Using the listing below, please gather every line containing the word "React".

Begin

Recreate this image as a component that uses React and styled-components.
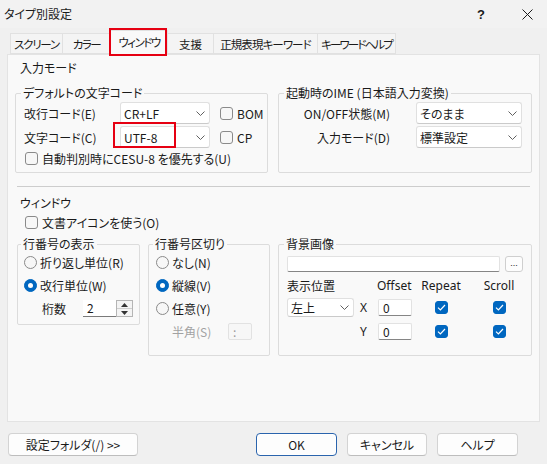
import React from "react";
import styled, { createGlobalStyle } from "styled-components";

const Global = createGlobalStyle`
  html, body { margin: 0; padding: 0; background: #f0f0f0; }
  body {
    font-family: "Noto Sans CJK JP", "Noto Sans", sans-serif;
    font-size: 12px;
    color: #1a1a1a;
    font-feature-settings: "palt" 1;
  }
  * { box-sizing: border-box; }
`;

const Window = styled.div`
  width: 547px;
  height: 464px;
  display: flex;
  flex-direction: column;
  background: #f0f0f0;
  overflow: hidden;
`;

const TitleBar = styled.div`
  height: 28px;
  display: flex;
  align-items: center;
  padding-left: 4px;
  background: #f2f2f2;
`;

const Title = styled.div`
  font-size: 12px;
  line-height: 16px;
  flex: 1;
`;

const TitleButton = styled.div`
  width: ${(p) => p.$w}px;
  height: 28px;
  display: flex;
  align-items: center;
  justify-content: center;
  font-family: "Liberation Sans", sans-serif;
  font-weight: bold;
  font-size: 13px;
`;

const TabRow = styled.div`
  height: 26px;
  display: flex;
  align-items: flex-end;
  padding-left: 10px;
`;

const Tab = styled.div`
  position: relative;
  flex: none;
  width: ${(p) => p.$w}px;
  height: ${(p) => (p.$active ? 25 : 21)}px;
  margin-left: ${(p) => (p.$first ? 0 : -1)}px;
  margin-bottom: ${(p) => (p.$active ? -1 : 0)}px;
  display: flex;
  align-items: center;
  justify-content: center;
  background: ${(p) => (p.$active ? "#f9f9f9" : "#f4f4f4")};
  border: 1px solid #e1e1e1;
  border-bottom: ${(p) => (p.$active ? "none" : "1px solid #e1e1e1")};
  line-height: 14px;
  font-size: 11.5px;
  white-space: nowrap;
  letter-spacing: ${(p) => p.$ls}px;
  z-index: ${(p) => (p.$active ? 2 : 1)};
  padding-bottom: ${(p) => (p.$active ? 2 : 0)}px;
`;

const Highlight = styled.span`
  position: absolute;
  left: ${(p) => p.$l}px;
  top: ${(p) => p.$t}px;
  width: ${(p) => p.$w}px;
  height: ${(p) => p.$h}px;
  border: 2px solid #e60012;
  pointer-events: none;
  z-index: 5;
`;

const Panel = styled.div`
  flex: 0 0 368px;
  margin: 0 7px;
  background: #f9f9f9;
  border: 1px solid #e3e3e3;
  padding: 5px 7px 0;
`;

const SectionTitle = styled.div`
  margin: ${(p) => p.$mt || 0}px 0 0 5px;
  line-height: 16px;
`;

const TopGrid = styled.div`
  margin-top: 10px;
  display: grid;
  grid-template-columns: 253px 254px;
  column-gap: 10px;
`;

const Group = styled.fieldset`
  margin: 0;
  min-width: 0;
  border: 1px solid #dcdcdc;
  border-radius: 2px;
  padding: ${(p) => p.$pad};
  height: ${(p) => (p.$h ? `${p.$h}px` : "auto")};
`;

const Legend = styled.legend`
  padding: 0 2px;
  margin-left: -3px;
  line-height: 14px;
  font-size: 12px;
`;

const CodeGrid = styled.div`
  margin-top: 2px;
  display: grid;
  grid-template-columns: 86px 90px auto;
  grid-auto-rows: 22px;
  row-gap: 2px;
  column-gap: 10px;
  align-items: center;
`;

const ImeGrid = styled.div`
  margin-top: 2px;
  display: grid;
  grid-template-columns: 103px 106px;
  grid-auto-rows: 22px;
  row-gap: 2px;
  column-gap: 26px;
  align-items: center;
`;

const Label = styled.span`
  text-align: ${(p) => p.$align || "left"};
  white-space: nowrap;
  color: ${(p) => (p.$disabled ? "#a2a2a2" : "inherit")};
  width: ${(p) => (p.$w ? `${p.$w}px` : "auto")};
  flex: none;
`;

const Combo = styled.div`
  position: relative;
  width: ${(p) => p.$w}px;
  height: ${(p) => p.$h || 22}px;
  display: flex;
  align-items: center;
  justify-content: space-between;
  padding: 0 4px 0 3px;
  background: #fff;
  border: 1px solid #e0e0e0;
  border-bottom-color: #cacaca;
  border-radius: 3px;
  white-space: nowrap;
`;

const CheckLine = styled.label`
  display: flex;
  align-items: center;
  gap: 4px;
  height: ${(p) => p.$h || 18}px;
  margin: ${(p) => p.$m || "0"};
  white-space: nowrap;
`;

const Box = styled.span`
  width: 13px;
  height: 13px;
  flex: none;
  border-radius: 3px;
  border: 1px solid ${(p) => (p.$on ? "#0067c0" : "#8a8a8a")};
  background: ${(p) => (p.$on ? "#0067c0" : "#f7f7f7")};
  display: flex;
  align-items: center;
  justify-content: center;
`;

const Circle = styled.span`
  width: 13px;
  height: 13px;
  flex: none;
  border-radius: 50%;
  border: 1px solid ${(p) => (p.$on ? "#0067c0" : "#8a8a8a")};
  background: ${(p) => (p.$on ? "#0067c0" : "#f7f7f7")};
  display: flex;
  align-items: center;
  justify-content: center;
  &::after {
    content: "";
    display: ${(p) => (p.$on ? "block" : "none")};
    width: 5px;
    height: 5px;
    border-radius: 50%;
    background: #fff;
  }
`;

const Separator = styled.div`
  margin: 13px 2px 0;
  height: 1px;
  background: #cdcdcd;
`;

const BottomGrid = styled.div`
  margin: 7px 0 0 2px;
  display: grid;
  grid-template-columns: 123px 122px 254px;
  column-gap: 8px;
  align-items: start;
`;

const OptionRow = styled.div`
  height: 23px;
  display: flex;
  align-items: center;
  gap: 3px;
  padding-left: ${(p) => p.$indent || 0}px;
  white-space: nowrap;
`;

const Spinner = styled.div`
  width: 52px;
  height: 17px;
  display: flex;
`;

const SpinField = styled.div`
  flex: 1;
  background: #fff;
  border-bottom: 1px solid #7a7a7a;
  padding-left: 4px;
  line-height: 16px;
`;

const SpinButtons = styled.div`
  width: 17px;
  display: flex;
  flex-direction: column;
  border: 1px solid #b5b5b5;
  background: #f4f4f4;
`;

const SpinHalf = styled.div`
  flex: 1;
  display: flex;
  align-items: center;
  justify-content: center;
  border-top: ${(p) => (p.$lower ? "1px solid #cfcfcf" : "none")};
`;

const SmallField = styled.div`
  width: ${(p) => p.$w}px;
  height: ${(p) => p.$h}px;
  flex: none;
  background: ${(p) => (p.$disabled ? "#f7f7f7" : "#fff")};
  border: 1px solid #e2e2e2;
  border-bottom-color: ${(p) => (p.$disabled ? "#e2e2e2" : "#858585")};
  border-radius: 2px;
  padding-left: 4px;
  line-height: ${(p) => p.$h - 2}px;
  color: ${(p) => (p.$disabled ? "#9a9a9a" : "inherit")};
  font-size: 12px;
`;

const FileRow = styled.div`
  margin-top: 5px;
  display: flex;
  align-items: center;
  gap: 5px;
`;

const BrowseButton = styled.div`
  width: 18px;
  height: 16px;
  border: 1px solid #cfcfcf;
  border-radius: 3px;
  background: #fdfdfd;
  font-size: 9px;
  line-height: 12px;
  text-align: center;
  font-family: "Liberation Sans", sans-serif;
`;

const PosGrid = styled.div`
  margin-top: 5px;
  display: grid;
  grid-template-columns: 67px 24px 34px 58px 58px;
  grid-template-rows: 16px 20px 20px;
  row-gap: 4px;
  align-items: center;
`;

const HeadCell = styled.span`
  text-align: ${(p) => (p.$center ? "center" : "left")};
  white-space: nowrap;
  font-family: ${(p) => (p.$latin ? '"Noto Sans", sans-serif' : "inherit")};
  font-size: 12px;
  margin-left: ${(p) => p.$ml || 0}px;
`;

const CenterCell = styled.div`
  display: flex;
  justify-content: center;
`;

const AxisLabel = styled.span`
  padding-left: 6px;
  font-family: "Noto Sans", sans-serif;
`;

const Footer = styled.div`
  display: flex;
  align-items: flex-start;
  padding: 11px 29px 0 8px;
`;

const ButtonGroup = styled.div`
  margin-left: auto;
  display: flex;
  gap: 10px;
`;

const Button = styled.div`
  width: ${(p) => p.$w}px;
  height: 23px;
  display: flex;
  align-items: center;
  justify-content: center;
  background: #fdfdfd;
  border: 1px solid ${(p) => (p.$default ? "#2a64ad" : "#d3d3d3")};
  border-bottom-color: ${(p) => (p.$default ? "#2a64ad" : "#bdbdbd")};
  box-shadow: ${(p) => (p.$default ? "inset 0 0 0 1px #ffffff" : "none")};
  border-radius: 4px;
  white-space: nowrap;
`;

const Chevron = () => (
  <svg width="9" height="5" viewBox="0 0 9 5">
    <path d="M0.5 0.5 L4.5 4.5 L8.5 0.5" fill="none" stroke="#606060" strokeWidth="1" />
  </svg>
);

const CheckMark = () => (
  <svg width="9" height="7" viewBox="0 0 9 7">
    <path d="M1 3.6 L3.4 6 L8 1" fill="none" stroke="#fff" strokeWidth="1.2" />
  </svg>
);

const Arrow = ({ up }) => (
  <svg width="7" height="4" viewBox="0 0 7 4">
    <path d={up ? "M0 4 L3.5 0 L7 4 Z" : "M0 0 L3.5 4 L7 0 Z"} fill="#333" />
  </svg>
);

const Check = ({ on, children, h, m }) => (
  <CheckLine $h={h} $m={m}>
    <Box $on={on}>{on && <CheckMark />}</Box>
    {children}
  </CheckLine>
);

const Select = ({ w, h, children, mark }) => (
  <Combo $w={w} $h={h}>
    <span>{children}</span>
    <Chevron />
    {mark}
  </Combo>
);

const tabs = [
  { label: "スクリーン", w: 53, ls: -1.2 },
  { label: "カラー", w: 49, ls: -1.5 },
  { label: "ウィンドウ", w: 58, ls: -1.5, active: true },
  { label: "支援", w: 47, ls: 0 },
  { label: "正規表現キーワード", w: 105, ls: -0.9 },
  { label: "キーワードヘルプ", w: 79, ls: -1.9 },
];

export default function App() {
  return (
    <>
      <Global />
      <Window>
        <TitleBar>
          <Title>タイプ別設定</Title>
          <TitleButton $w={52}>?</TitleButton>
          <TitleButton $w={40}>
            <svg width="11" height="11" viewBox="0 0 11 11">
              <path d="M0.5 0.5 L10.5 10.5 M10.5 0.5 L0.5 10.5" stroke="#1a1a1a" strokeWidth="1" />
            </svg>
          </TitleButton>
        </TitleBar>

        <TabRow>
          {tabs.map((t, i) => (
            <Tab key={t.label} $w={t.w} $ls={t.ls} $active={t.active} $first={i === 0}>
              {t.label}
              {t.active && <Highlight $l={-2} $t={-3} $w={58} $h={28} />}
            </Tab>
          ))}
        </TabRow>

        <Panel>
          <SectionTitle>入力モード</SectionTitle>
          <TopGrid>
            <Group $pad="0 8px 5px">
              <Legend>デフォルトの文字コード</Legend>
              <CodeGrid>
                <Label>改行コード(E)</Label>
                <Select w={90}>CR+LF</Select>
                <Check>BOM</Check>
                <Label>文字コード(C)</Label>
                <Select w={90} mark={<Highlight $l={-8} $t={-5} $w={63} $h={26} />}>
                  UTF-8
                </Select>
                <Check>CP</Check>
              </CodeGrid>
              <Check m="1px 0 0 1px">自動判別時にCESU-8 を優先する(U)</Check>
            </Group>

            <Group $pad="0 8px 5px">
              <Legend>起動時のIME (日本語入力変換)</Legend>
              <ImeGrid>
                <Label $align="right">ON/OFF状態(M)</Label>
                <Select w={106}>そのまま</Select>
                <Label $align="right">入力モード(D)</Label>
                <Select w={106}>標準設定</Select>
              </ImeGrid>
            </Group>
          </TopGrid>

          <Separator />

          <SectionTitle $mt={8}>ウィンドウ</SectionTitle>
          <Check h={16} m="3px 0 0 10px">文書アイコンを使う(O)</Check>

          <BottomGrid>
            <Group $pad="0 6px 4px">
              <Legend>行番号の表示</Legend>
              <OptionRow>
                <Circle />
                折り返し単位(R)
              </OptionRow>
              <OptionRow>
                <Circle $on />
                改行単位(W)
              </OptionRow>
              <OptionRow $indent={18}>
                <Label $w={38}>桁数</Label>
                <Spinner>
                  <SpinField>2</SpinField>
                  <SpinButtons>
                    <SpinHalf>
                      <Arrow up />
                    </SpinHalf>
                    <SpinHalf $lower>
                      <Arrow />
                    </SpinHalf>
                  </SpinButtons>
                </Spinner>
              </OptionRow>
            </Group>

            <Group $pad="0 7px 0" $h={119}>
              <Legend>行番号区切り</Legend>
              <OptionRow>
                <Circle />
                なし(N)
              </OptionRow>
              <OptionRow>
                <Circle $on />
                縦線(V)
              </OptionRow>
              <OptionRow>
                <Circle />
                任意(Y)
              </OptionRow>
              <OptionRow $indent={16}>
                <Label $w={53} $disabled>
                  半角(S)
                </Label>
                <SmallField $w={24} $h={17} $disabled>
                  :
                </SmallField>
              </OptionRow>
            </Group>

            <Group $pad="0 8px 0" $h={119}>
              <Legend>背景画像</Legend>
              <FileRow>
                <SmallField $w={213} $h={16} />
                <BrowseButton>...</BrowseButton>
              </FileRow>
              <PosGrid>
                <HeadCell>表示位置</HeadCell>
                <span />
                <HeadCell $latin $ml={-1}>Offset</HeadCell>
                <HeadCell $latin $center>Repeat</HeadCell>
                <HeadCell $latin $center>Scroll</HeadCell>

                <Select w={67} h={19}>左上</Select>
                <AxisLabel>X</AxisLabel>
                <SmallField $w={34} $h={17}>0</SmallField>
                <CenterCell>
                  <Box $on>
                    <CheckMark />
                  </Box>
                </CenterCell>
                <CenterCell>
                  <Box $on>
                    <CheckMark />
                  </Box>
                </CenterCell>

                <span />
                <AxisLabel>Y</AxisLabel>
                <SmallField $w={34} $h={17}>0</SmallField>
                <CenterCell>
                  <Box $on>
                    <CheckMark />
                  </Box>
                </CenterCell>
                <CenterCell>
                  <Box $on>
                    <CheckMark />
                  </Box>
                </CenterCell>
              </PosGrid>
            </Group>
          </BottomGrid>
        </Panel>

        <Footer>
          <Button $w={130}>設定フォルダ(/) &gt;&gt;</Button>
          <ButtonGroup>
            <Button $w={81} $default>
              OK
            </Button>
            <Button $w={80}>キャンセル</Button>
            <Button $w={81}>ヘルプ</Button>
          </ButtonGroup>
        </Footer>
      </Window>
    </>
  );
}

End

▸ WORKED SOLUTION:
Recreate this image as a component that uses React and styled-components.
import React from "react";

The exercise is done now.